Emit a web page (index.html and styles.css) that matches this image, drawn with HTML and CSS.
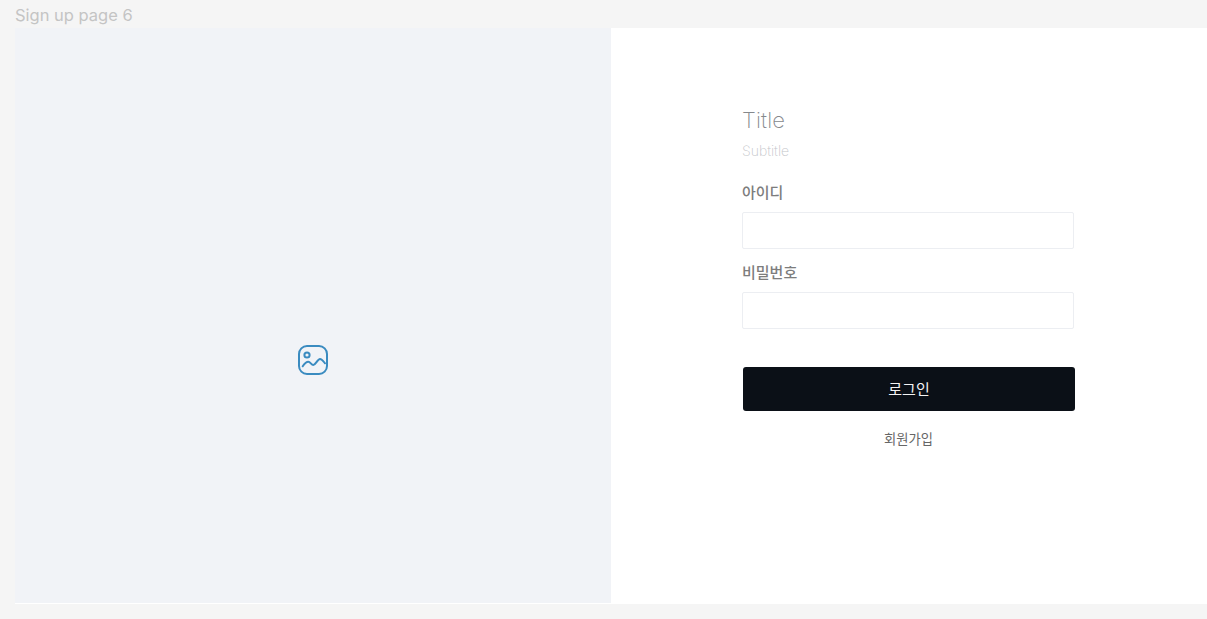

...

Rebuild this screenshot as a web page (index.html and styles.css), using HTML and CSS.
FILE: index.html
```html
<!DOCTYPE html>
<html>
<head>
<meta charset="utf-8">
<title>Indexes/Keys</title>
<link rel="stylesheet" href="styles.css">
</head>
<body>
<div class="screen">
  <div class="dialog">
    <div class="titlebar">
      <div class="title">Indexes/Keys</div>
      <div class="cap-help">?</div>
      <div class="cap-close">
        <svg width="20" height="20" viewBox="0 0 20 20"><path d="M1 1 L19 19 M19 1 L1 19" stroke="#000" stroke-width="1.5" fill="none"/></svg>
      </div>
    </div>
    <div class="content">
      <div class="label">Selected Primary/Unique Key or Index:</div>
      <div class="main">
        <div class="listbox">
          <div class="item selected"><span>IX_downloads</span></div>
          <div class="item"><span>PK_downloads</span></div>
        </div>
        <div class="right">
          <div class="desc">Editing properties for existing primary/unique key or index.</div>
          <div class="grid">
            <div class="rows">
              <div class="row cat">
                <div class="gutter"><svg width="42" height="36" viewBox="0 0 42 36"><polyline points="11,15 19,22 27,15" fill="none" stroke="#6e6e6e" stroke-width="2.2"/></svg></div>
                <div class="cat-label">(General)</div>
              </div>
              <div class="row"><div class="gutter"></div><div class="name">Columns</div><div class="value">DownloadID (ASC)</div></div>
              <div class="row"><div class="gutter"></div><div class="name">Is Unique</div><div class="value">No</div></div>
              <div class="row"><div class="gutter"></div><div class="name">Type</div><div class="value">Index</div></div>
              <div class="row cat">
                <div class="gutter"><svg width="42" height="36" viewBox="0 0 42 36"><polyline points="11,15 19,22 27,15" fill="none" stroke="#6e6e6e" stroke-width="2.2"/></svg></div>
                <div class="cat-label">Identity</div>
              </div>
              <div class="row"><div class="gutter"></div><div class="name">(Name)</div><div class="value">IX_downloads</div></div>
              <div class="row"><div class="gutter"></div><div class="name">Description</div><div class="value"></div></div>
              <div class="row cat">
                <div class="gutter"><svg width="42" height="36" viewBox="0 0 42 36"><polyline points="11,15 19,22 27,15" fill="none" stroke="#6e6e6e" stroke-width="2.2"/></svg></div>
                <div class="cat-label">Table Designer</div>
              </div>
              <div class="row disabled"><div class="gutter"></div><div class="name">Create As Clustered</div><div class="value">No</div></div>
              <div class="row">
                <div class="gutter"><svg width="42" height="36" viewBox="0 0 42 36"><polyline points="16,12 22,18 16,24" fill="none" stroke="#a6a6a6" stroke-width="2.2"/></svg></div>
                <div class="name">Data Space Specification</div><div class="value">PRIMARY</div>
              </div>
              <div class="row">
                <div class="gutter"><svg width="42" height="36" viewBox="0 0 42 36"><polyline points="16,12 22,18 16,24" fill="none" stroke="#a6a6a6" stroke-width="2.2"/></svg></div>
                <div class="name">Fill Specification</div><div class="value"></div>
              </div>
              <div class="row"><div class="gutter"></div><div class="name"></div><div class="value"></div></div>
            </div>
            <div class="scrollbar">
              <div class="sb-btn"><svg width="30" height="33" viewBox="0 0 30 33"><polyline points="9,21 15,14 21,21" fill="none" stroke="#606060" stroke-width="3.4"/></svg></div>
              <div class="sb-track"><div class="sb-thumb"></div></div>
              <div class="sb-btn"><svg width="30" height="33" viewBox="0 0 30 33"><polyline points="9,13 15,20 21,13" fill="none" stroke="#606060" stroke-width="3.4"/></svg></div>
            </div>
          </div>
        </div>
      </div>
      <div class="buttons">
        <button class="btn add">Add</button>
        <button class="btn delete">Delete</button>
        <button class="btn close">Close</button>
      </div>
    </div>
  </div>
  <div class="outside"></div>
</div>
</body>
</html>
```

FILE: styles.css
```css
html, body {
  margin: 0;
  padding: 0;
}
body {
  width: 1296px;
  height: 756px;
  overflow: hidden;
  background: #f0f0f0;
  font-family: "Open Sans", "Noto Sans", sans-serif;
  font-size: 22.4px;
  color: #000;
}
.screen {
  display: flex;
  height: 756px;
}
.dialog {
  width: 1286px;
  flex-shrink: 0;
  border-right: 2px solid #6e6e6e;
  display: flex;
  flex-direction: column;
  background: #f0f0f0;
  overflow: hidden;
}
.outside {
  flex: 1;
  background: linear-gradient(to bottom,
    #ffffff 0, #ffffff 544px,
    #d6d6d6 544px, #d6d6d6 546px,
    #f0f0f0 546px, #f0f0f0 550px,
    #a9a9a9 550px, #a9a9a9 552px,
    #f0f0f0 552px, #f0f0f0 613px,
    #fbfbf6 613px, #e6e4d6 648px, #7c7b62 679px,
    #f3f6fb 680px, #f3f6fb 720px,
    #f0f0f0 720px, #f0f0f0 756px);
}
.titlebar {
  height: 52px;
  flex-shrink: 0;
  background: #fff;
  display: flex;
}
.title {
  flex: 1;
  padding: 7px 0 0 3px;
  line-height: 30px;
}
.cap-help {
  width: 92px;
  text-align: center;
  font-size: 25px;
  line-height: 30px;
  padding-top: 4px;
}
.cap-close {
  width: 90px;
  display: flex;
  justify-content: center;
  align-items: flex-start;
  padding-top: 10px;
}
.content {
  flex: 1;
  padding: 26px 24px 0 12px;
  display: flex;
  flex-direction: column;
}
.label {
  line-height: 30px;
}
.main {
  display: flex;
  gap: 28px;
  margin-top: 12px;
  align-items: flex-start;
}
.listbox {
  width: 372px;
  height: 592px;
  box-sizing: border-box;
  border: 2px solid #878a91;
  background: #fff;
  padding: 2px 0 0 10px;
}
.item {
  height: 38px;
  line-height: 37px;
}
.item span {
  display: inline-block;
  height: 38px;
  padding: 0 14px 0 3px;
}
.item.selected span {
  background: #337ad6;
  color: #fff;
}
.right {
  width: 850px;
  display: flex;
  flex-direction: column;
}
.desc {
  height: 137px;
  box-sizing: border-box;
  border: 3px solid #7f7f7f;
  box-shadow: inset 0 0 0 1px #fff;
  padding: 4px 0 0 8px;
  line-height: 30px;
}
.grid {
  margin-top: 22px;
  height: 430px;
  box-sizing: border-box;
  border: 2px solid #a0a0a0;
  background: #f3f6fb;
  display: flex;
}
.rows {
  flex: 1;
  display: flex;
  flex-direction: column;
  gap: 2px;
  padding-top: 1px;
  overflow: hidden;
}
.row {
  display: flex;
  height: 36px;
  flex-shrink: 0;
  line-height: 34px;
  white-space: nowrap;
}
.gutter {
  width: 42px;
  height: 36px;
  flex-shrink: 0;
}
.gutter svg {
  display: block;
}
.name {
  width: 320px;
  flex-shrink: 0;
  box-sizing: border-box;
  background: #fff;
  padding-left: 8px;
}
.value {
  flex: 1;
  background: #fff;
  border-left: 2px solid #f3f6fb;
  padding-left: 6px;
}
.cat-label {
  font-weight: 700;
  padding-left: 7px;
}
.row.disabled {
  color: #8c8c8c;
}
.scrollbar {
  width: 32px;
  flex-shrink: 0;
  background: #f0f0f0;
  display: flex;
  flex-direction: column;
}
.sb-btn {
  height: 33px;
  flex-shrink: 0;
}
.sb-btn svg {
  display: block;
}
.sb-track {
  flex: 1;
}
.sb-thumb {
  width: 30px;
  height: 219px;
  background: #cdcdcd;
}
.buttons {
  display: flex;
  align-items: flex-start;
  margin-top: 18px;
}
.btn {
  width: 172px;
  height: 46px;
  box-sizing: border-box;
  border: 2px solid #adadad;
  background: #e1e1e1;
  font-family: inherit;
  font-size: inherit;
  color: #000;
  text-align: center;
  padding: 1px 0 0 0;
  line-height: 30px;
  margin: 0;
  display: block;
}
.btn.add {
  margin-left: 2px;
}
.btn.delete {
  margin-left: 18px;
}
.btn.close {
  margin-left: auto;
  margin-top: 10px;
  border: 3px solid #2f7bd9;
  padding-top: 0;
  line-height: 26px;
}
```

Goal:
In the entries above, find each line with the word "this" and copy it.

Finished answer:
Emit a web page (index.html and styles.css) that matches this image, drawn with HTML and CSS.
Rebuild this screenshot as a web page (index.html and styles.css), using HTML and CSS.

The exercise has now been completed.